As the years passed we started to get a bit closer. That began just a year later when my parents got called away for a meeting at the last minute. I went out one night and had a 9:30 curfew and when I got home around 8:30 my parents were gone and Jim and my sister were there. I was all bent out of shape over a boy making me sad and Jim came in the bathroom with me to comfort me. He did most.. no all.. of the talking and I just remember him saying how we hadn't gotten to know each other that well and he was sorry that he hadn't made more of an effort and that he was going to try harder going forward. I most remember him calling it "a round about conversation". And he did keep his word. He did make more of an effort.. slowly, but he did in fact. That summer he took me to see Phish, which was my first show without my parents. When I'd go to visit after he got married and once I was driving we'd laugh together and talk about tv.. Food network, Six Feet Under.. he always loved to discuss the shows he was watching. When I was a senior in high school and literally forbidden to go back home, because I'd had parties and my parents sent me to stay with Jim, he was awesome and honestly I think he felt bad for me and thought it was a bit funny, because my 3 other siblings had had so many more parties than I had and never got busted... but they had 3 of them to clean up and 2 of them were guys, so what happened to my house would not have happened had they been there (12 years before :)

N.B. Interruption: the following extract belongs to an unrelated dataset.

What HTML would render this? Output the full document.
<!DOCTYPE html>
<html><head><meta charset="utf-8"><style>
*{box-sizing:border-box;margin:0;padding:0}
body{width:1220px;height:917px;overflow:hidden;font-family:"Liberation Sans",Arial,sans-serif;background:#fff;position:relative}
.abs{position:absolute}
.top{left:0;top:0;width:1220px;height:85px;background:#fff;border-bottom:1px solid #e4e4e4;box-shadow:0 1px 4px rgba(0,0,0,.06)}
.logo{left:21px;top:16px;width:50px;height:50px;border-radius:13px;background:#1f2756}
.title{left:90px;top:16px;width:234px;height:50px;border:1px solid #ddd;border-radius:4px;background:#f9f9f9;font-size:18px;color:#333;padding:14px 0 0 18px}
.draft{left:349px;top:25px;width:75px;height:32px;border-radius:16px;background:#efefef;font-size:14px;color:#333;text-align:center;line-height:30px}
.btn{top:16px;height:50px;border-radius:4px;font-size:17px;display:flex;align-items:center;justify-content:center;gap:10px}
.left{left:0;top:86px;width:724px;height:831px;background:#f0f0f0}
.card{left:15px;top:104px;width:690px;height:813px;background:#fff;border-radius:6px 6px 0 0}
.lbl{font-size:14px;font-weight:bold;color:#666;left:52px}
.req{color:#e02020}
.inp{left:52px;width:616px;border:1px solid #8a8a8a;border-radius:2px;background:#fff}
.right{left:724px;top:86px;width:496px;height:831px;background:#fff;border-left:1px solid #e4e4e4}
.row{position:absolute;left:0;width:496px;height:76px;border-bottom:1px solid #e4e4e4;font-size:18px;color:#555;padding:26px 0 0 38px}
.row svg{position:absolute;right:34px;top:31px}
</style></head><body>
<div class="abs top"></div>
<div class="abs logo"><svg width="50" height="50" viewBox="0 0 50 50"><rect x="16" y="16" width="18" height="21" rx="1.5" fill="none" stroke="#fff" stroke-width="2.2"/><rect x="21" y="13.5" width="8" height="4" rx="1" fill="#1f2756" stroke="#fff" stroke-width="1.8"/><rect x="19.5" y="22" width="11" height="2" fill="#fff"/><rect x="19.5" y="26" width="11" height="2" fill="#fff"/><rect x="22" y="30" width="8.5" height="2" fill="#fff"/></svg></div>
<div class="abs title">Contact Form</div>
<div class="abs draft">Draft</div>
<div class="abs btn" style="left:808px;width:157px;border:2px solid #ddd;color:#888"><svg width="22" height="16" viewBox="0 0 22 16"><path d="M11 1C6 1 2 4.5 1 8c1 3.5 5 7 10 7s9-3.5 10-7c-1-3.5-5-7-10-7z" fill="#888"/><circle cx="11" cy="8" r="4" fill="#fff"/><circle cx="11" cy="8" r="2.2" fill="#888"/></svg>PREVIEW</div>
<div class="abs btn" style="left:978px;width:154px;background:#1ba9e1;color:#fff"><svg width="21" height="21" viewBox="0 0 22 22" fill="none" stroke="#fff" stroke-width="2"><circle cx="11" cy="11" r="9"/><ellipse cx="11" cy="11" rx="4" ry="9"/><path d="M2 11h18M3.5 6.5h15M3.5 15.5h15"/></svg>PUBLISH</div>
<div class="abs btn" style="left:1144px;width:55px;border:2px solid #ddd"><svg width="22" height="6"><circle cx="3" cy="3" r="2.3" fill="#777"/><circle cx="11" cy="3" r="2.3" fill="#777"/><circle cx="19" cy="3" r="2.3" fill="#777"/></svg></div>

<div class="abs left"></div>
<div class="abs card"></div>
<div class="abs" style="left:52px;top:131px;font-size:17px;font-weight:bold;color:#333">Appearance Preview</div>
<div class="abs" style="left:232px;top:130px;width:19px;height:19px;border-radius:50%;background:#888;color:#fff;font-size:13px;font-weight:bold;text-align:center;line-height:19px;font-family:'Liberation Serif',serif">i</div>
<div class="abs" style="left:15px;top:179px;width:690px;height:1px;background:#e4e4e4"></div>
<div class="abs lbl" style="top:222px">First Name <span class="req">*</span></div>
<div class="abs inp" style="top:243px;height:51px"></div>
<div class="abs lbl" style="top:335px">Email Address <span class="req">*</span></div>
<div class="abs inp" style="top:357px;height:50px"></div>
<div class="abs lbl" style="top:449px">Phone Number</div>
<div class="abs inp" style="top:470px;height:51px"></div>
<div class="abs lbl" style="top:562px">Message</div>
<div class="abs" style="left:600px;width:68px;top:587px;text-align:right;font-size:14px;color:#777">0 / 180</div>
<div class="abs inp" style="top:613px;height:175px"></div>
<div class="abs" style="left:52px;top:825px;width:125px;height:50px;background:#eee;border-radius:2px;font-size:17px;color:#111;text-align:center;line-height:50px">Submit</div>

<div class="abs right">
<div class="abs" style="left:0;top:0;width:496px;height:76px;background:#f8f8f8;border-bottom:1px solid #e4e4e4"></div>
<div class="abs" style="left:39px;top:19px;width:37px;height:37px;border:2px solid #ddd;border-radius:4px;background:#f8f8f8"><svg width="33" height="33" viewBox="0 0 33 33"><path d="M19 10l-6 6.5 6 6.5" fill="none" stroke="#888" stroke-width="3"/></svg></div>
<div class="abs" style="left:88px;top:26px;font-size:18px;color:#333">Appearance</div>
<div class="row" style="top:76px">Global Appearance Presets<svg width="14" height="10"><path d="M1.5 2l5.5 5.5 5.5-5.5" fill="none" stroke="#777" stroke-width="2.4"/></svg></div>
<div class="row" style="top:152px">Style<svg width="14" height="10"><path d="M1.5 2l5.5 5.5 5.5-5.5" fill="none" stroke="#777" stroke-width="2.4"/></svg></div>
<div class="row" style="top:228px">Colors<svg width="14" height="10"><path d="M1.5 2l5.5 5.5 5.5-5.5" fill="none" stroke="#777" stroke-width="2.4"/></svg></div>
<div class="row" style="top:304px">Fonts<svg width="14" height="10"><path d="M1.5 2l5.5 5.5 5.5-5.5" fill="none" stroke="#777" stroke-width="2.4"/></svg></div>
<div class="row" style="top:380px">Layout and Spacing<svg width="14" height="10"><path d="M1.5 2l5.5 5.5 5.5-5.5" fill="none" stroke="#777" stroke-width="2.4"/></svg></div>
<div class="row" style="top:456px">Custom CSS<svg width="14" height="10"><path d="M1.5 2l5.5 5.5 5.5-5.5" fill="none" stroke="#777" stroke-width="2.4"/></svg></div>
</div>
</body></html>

It really wasn't until Jim was going through his divorce that we started talking. I mean really talking and our 1.5 hour phone conversations didn't start to happen until my dad passed away. I once said to Jim "thank you for getting divorced" and I didn't mean it the way it sounded, but truly I felt like we were getting him back. Part of the reason I didn't talk to him much prior was because when he was married he spent very little time with us. He and his family would come up for dinner and then leave. He wouldn't venture out without them, so it felt very separate. So, when he got divorced he was with us for holidays, and he stayed over and we spent so much more time together and created so many more memories. After my dad passed away he would call me weekly and check in. I loved my conversations with Jim.. he was very rational and so diplomatic. I always felt like I could go to him and he'd help neutralize my emotion and help me get some perspective. I love his laugh. Just a week or so before he died I deleted a voice mail he had left me last fall... "Yeah, Yeah.. tell Jeff I know the JETS suck". They'd just lost a game and it was too funny. Jim was a die hard JETS fan. I am hoping to get his JETS license plate, but already have a hat and a shirt of his.

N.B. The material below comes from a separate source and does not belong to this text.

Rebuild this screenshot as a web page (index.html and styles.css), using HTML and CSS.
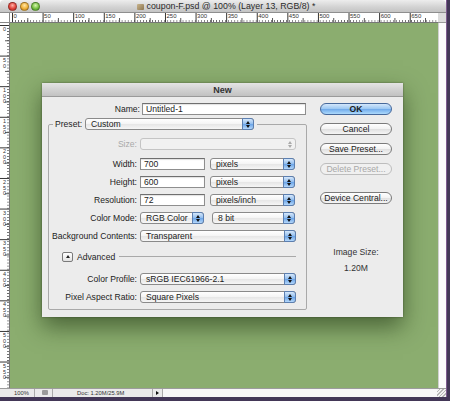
FILE: index.html
```html
<!DOCTYPE html>
<html>
<head>
	<meta charset="UTF-8">
	<title>coupon-F.psd</title>
	<link rel="stylesheet" href="styles.css">
</head>
<body>
	<div class="window">
		<div class="titlebar">
			<div class="lights">
				<span class="light red"></span>
				<span class="light yellow"></span>
				<span class="light green"></span>
			</div>
			<div class="title"><span class="doc-icon"></span>coupon-F.psd @ 100% (Layer 13, RGB/8) *</div>
		</div>

		<div class="ruler-row">
			<div class="corner"></div>
			<div class="ruler-h">
				<span>0</span><span>50</span><span>100</span><span>150</span><span>200</span>
				<span>250</span><span>300</span><span>350</span><span>400</span><span>450</span>
				<span>500</span><span>550</span><span>600</span><span>650</span>
			</div>
			<div class="ruler-end"></div>
		</div>

		<div class="workspace">
			<div class="ruler-v">
				<span>0</span><span>50</span><span>100</span><span>150</span><span>200</span><span>250</span>
				<span>300</span><span>350</span><span>400</span><span>450</span><span>500</span><span>550</span>
			</div>

			<div class="canvas">
				<div class="dialog">
					<div class="dialog-title">New</div>
					<div class="dialog-body">
						<div class="form">
							<div class="row name-row">
								<label class="lbl">Name:</label>
								<div class="field name">Untitled-1</div>
							</div>

							<fieldset class="group">
								<legend>
									<span class="legend-lbl">Preset:</span>
									<div class="popup preset">Custom<span class="arrows"></span></div>
								</legend>

								<div class="row size-row">
									<label class="lbl off">Size:</label>
									<div class="popup full off"><span class="arrows"></span></div>
								</div>
								<div class="row">
									<label class="lbl">Width:</label>
									<div class="field num">700</div>
									<div class="popup unit">pixels<span class="arrows"></span></div>
								</div>
								<div class="row">
									<label class="lbl">Height:</label>
									<div class="field num">600</div>
									<div class="popup unit">pixels<span class="arrows"></span></div>
								</div>
								<div class="row">
									<label class="lbl">Resolution:</label>
									<div class="field num">72</div>
									<div class="popup unit">pixels/inch<span class="arrows"></span></div>
								</div>
								<div class="row">
									<label class="lbl">Color Mode:</label>
									<div class="popup mode">RGB Color<span class="arrows"></span></div>
									<div class="popup depth">8 bit<span class="arrows"></span></div>
								</div>
								<div class="row">
									<label class="lbl">Background Contents:</label>
									<div class="popup full">Transparent<span class="arrows"></span></div>
								</div>

								<div class="advanced">
									<span class="disclose"></span>
									<span>Advanced</span>
									<span class="rule"></span>
								</div>

								<div class="row">
									<label class="lbl">Color Profile:</label>
									<div class="popup full">sRGB IEC61966-2.1<span class="arrows"></span></div>
								</div>
								<div class="row">
									<label class="lbl">Pixel Aspect Ratio:</label>
									<div class="popup full">Square Pixels<span class="arrows"></span></div>
								</div>
							</fieldset>
						</div>

						<div class="actions">
							<div class="btn default">OK</div>
							<div class="btn">Cancel</div>
							<div class="btn">Save Preset...</div>
							<div class="btn off">Delete Preset...</div>
							<div class="btn central">Device Central...</div>
							<div class="image-size">Image Size:<br>1.20M</div>
						</div>
					</div>
				</div>
			</div>

			<div class="scroll-v"></div>
		</div>

		<div class="statusbar">
			<span class="zoom">100%</span>
			<span class="status-icon"><span></span></span>
			<span class="doc">Doc: 1.20M/25.9M</span>
			<span class="more"></span>
			<span class="status-rest"></span>
			<span class="grip"></span>
		</div>
	</div>
</body>
</html>
```

FILE: styles.css
```css
*{
	margin: 0;
	padding: 0;
	box-sizing: border-box;
}
body{
	width: 450px;
	height: 401px;
	overflow: hidden;
	background: #433757;
	font-family: "Liberation Sans", Arial, sans-serif;
	font-size: 8.6px;
	color: #1c1c1c;
}
.window{
	width: 447px;
	background: #fff;
	border-right: 1px solid #7d5b8e;
}

/* title bar */
.titlebar{
	height: 13px;
	display: flex;
	align-items: center;
	background: linear-gradient(#ededed, #d2d2d2 60%, #c4c4c4);
	border-radius: 4px 4px 0 0;
	border-bottom: 1px solid #8e8e8e;
}
.lights{
	display: flex;
	gap: 2.5px;
	width: 42px;
	padding-left: 8px;
}
.light{
	width: 9px;
	height: 9px;
	border-radius: 50%;
	border: 1px solid rgba(0,0,0,0.3);
}
.red{ background: radial-gradient(circle at 50% 35%, #ffb3a8, #e2463d 55%, #a52420); }
.yellow{ background: radial-gradient(circle at 50% 35%, #ffe6a8, #f0b33a 55%, #b5781a); }
.green{ background: radial-gradient(circle at 50% 35%, #d7f5b0, #78c244 55%, #3f8a22); }
.title{
	flex: 1;
	text-align: center;
	padding-right: 36px;
	font-size: 8.8px;
	color: #2a2a2a;
	white-space: nowrap;
}
.doc-icon{
	display: inline-block;
	width: 7px;
	height: 6px;
	margin-right: 3px;
	background: linear-gradient(135deg, #c9b48c, #8c7650);
	border-radius: 1px;
	vertical-align: -1px;
}

/* rulers */
.ruler-row{
	display: flex;
	height: 10px;
}
.corner{
	width: 10px;
	background: #fff;
	border-right: 1px solid #888;
	border-bottom: 1px solid #888;
}
.ruler-h{
	width: 428px;
	display: flex;
	padding-left: 2px;
	overflow: hidden;
	border-bottom: 1px solid #777;
	background:
		linear-gradient(to right, #333 1px, transparent 1px) 2px 0 / 30.6px 100% repeat-x,
		linear-gradient(to right, #555 1px, transparent 1px) 17.3px 100% / 30.6px 4px repeat-x,
		linear-gradient(to right, #666 1px, transparent 1px) 2px 100% / 3.06px 2px repeat-x,
		#fff;
}
.ruler-h span{
	flex: 0 0 30.6px;
	padding-left: 1.5px;
	font-size: 6px;
	line-height: 6px;
	color: #333;
}
.ruler-end{
	flex: 1;
	background: #dcdcdc;
	border-bottom: 1px solid #999;
}

.workspace{
	display: flex;
	height: 365px;
}
.ruler-v{
	width: 10px;
	padding-top: 2px;
	overflow: hidden;
	border-right: 1px solid #777;
	background:
		linear-gradient(#333 1px, transparent 1px) 0 2px / 100% 30.6px repeat-y,
		linear-gradient(#555 1px, transparent 1px) 100% 17.3px / 4px 30.6px repeat-y,
		linear-gradient(#666 1px, transparent 1px) 100% 2px / 2px 3.06px repeat-y,
		#fff;
}
.ruler-v span{
	display: block;
	height: 30.6px;
	padding-top: 1px;
	padding-left: 1px;
	font-size: 5.5px;
	line-height: 5.5px;
	color: #333;
	writing-mode: vertical-lr;
	text-orientation: upright;
	letter-spacing: -0.5px;
}

/* canvas */
.canvas{
	width: 428px;
	background: #8bad6f;
	padding: 60px 0 0 32px;
}
.scroll-v{
	flex: 1;
	background: #fbfbfb;
	border-left: 1px solid #d0d0d0;
}

/* dialog */
.dialog{
	width: 361px;
	background: #ececec;
	box-shadow: 0 10px 22px rgba(20,40,10,0.55), 0 0 2px rgba(0,0,0,0.4);
}
.dialog-title{
	height: 14px;
	line-height: 14px;
	text-align: center;
	font-size: 9px;
	font-weight: bold;
	color: #333;
	background: linear-gradient(#e4e4e4, #d0d0d0 55%, #c2c2c2);
	border-bottom: 1px solid #9a9a9a;
}
.dialog-body{
	display: flex;
	gap: 13px;
	padding: 6px 11px 7px 6px;
}
.form{
	width: 259px;
}
.row{
	display: flex;
	align-items: center;
	height: 12px;
	margin-bottom: 6px;
}
.lbl{
	flex: 0 0 91px;
	padding-right: 3px;
	text-align: right;
	white-space: nowrap;
}
.lbl.off{
	color: #a9a9a9;
}
.name-row{
	margin-bottom: 3px;
}
.name-row .lbl{
	flex-basis: 94px;
	padding-right: 2px;
}
.field{
	height: 12px;
	line-height: 10px;
	padding-left: 3px;
	background: #fff;
	border: 1px solid #8e8e8e;
	border-top-color: #6f6f6f;
	box-shadow: inset 0 1px 1px rgba(0,0,0,0.12);
}
.field.name{
	width: 164px;
}
.field.num{
	width: 65px;
	margin-right: 5px;
}

/* popup menus */
.popup{
	position: relative;
	height: 12px;
	line-height: 10px;
	padding-left: 5px;
	border: 1px solid #8a8a8a;
	border-radius: 3px;
	background: linear-gradient(#fff, #f4f4f4 50%, #e6e6e6 52%, #f6f6f6);
	white-space: nowrap;
}
.popup .arrows{
	position: absolute;
	top: -1px;
	right: -1px;
	width: 12px;
	height: 12px;
	border: 1px solid #5c7fb0;
	border-radius: 0 3px 3px 0;
	background: linear-gradient(#d6e8fb, #8fbcee 50%, #6aa3e6 52%, #b5d8fb);
}
.popup .arrows::before,
.popup .arrows::after{
	content: "";
	position: absolute;
	left: 3px;
	border-left: 2px solid transparent;
	border-right: 2px solid transparent;
}
.popup .arrows::before{
	top: 1.5px;
	border-bottom: 3px solid #111;
}
.popup .arrows::after{
	bottom: 1.5px;
	border-top: 3px solid #111;
}
.popup.off{
	border-color: #c4c4c4;
	background: #f1f1f1;
}
.popup.off .arrows{
	border-color: transparent;
	background: none;
}
.popup.off .arrows::before{
	border-bottom-color: #aaa;
}
.popup.off .arrows::after{
	border-top-color: #aaa;
}
.popup.full{
	width: 156px;
}
.popup.unit{
	width: 85px;
}
.popup.mode{
	width: 64px;
	margin-right: 8px;
}
.popup.depth{
	width: 83px;
}
.popup.preset{
	width: 169px;
}

/* preset group */
.group{
	width: 259px;
	margin-top: 3px;
	padding: 8px 7px 0 0;
	border: 1px solid #a9a9a9;
	border-radius: 2px;
}
.group legend{
	display: flex;
	align-items: center;
	margin-left: 4px;
	padding: 0 3px 0 2px;
}
.legend-lbl{
	width: 30px;
	padding-right: 3px;
	text-align: right;
}
.size-row{
	margin-bottom: 8px;
}
.advanced{
	display: flex;
	align-items: center;
	height: 11px;
	margin: 9px 0 11px 13px;
}
.disclose{
	position: relative;
	width: 11px;
	height: 10px;
	margin-right: 4px;
	border: 1px solid #7a7a7a;
	border-radius: 2px;
	background: linear-gradient(#fff, #e2e2e2);
}
.disclose::after{
	content: "";
	position: absolute;
	left: 2.5px;
	top: 2.5px;
	border-left: 2.5px solid transparent;
	border-right: 2.5px solid transparent;
	border-bottom: 3px solid #222;
}
.rule{
	flex: 1;
	height: 1px;
	margin: 0 3px 0 4px;
	background: #a9a9a9;
}
.group .row:last-child{
	margin-bottom: 6px;
}

/* buttons */
.actions{
	width: 72px;
	text-align: center;
}
.btn{
	height: 12px;
	line-height: 10px;
	margin-bottom: 8px;
	border: 1px solid #7b7b7b;
	border-radius: 6px;
	background: linear-gradient(#fff, #f2f2f2 50%, #e0e0e0 52%, #f5f5f5);
	white-space: nowrap;
}
.btn.default{
	font-weight: bold;
	border-color: #46689a;
	background: linear-gradient(#d3e7fb, #99c6f2 50%, #70aaeb 52%, #addafc);
}
.btn.off{
	color: #a8a8a8;
	border-color: #bdbdbd;
	background: #f0f0f0;
}
.btn.central{
	margin-top: 17px;
}
.image-size{
	margin-top: 40px;
	line-height: 16px;
	color: #333;
}

/* status bar */
.statusbar{
	display: flex;
	height: 9px;
	font-size: 5.8px;
	line-height: 8px;
	color: #333;
	background: #eaeaea;
	border-top: 1px solid #9c9c9c;
}
.zoom{
	width: 35px;
	padding-left: 14px;
	border-right: 1px solid #aaa;
}
.status-icon{
	width: 18px;
	padding: 1px 0 0 7px;
	border-right: 1px solid #aaa;
}
.status-icon span{
	display: block;
	width: 6px;
	height: 5px;
	border-radius: 1px;
	background: #9a9a9a;
}
.doc{
	width: 100px;
	padding-left: 24px;
	white-space: nowrap;
	border-right: 1px solid #aaa;
}
.more{
	position: relative;
	width: 10px;
	border-right: 1px solid #aaa;
}
.more::after{
	content: "";
	position: absolute;
	left: 3px;
	top: 1.5px;
	border-top: 2.5px solid transparent;
	border-bottom: 2.5px solid transparent;
	border-left: 3px solid #111;
}
.status-rest{
	flex: 1;
	background: #f7f7f7;
}
.grip{
	width: 9px;
	background: repeating-linear-gradient(135deg, #f2f2f2 0 1.5px, #b5b5b5 1.5px 2.5px);
}
```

It was not his time to pass. It was extremely unexpected and my mom found him in his bed. It gives me some peace to know that he looked peaceful in his bed and he didn't suffer at all in his death. He was suffering greatly in life since the divorce and I wish that I could have done more to help him, but none of us could do more than talk to him often and we didn't realize how turmoiled he was. In the end we know his heart was enlarged and he was trying to create himself a happy life again.

With the Halloween season quickly approaching it forces me to continue to think of one of my best times with him. On Halloween of 2005, my brother called me and asked if I'd meet him in New Market, NH and see a show at the Old Stone Church. He had been getting into this new singer Grace Potter and wanted me to go with him. It was awesome. Grace Potter (who is now getting big!) was fantastic and mostly everyone was dressed up. Even though he was in so much emotional pain (it was just months after his separation) he was trying to so hard to move forward and evolve. We stayed in a hotel and had so much fun together. The next day he left super early and said he hadn't slept at all, but he still smiled when he left and went to work.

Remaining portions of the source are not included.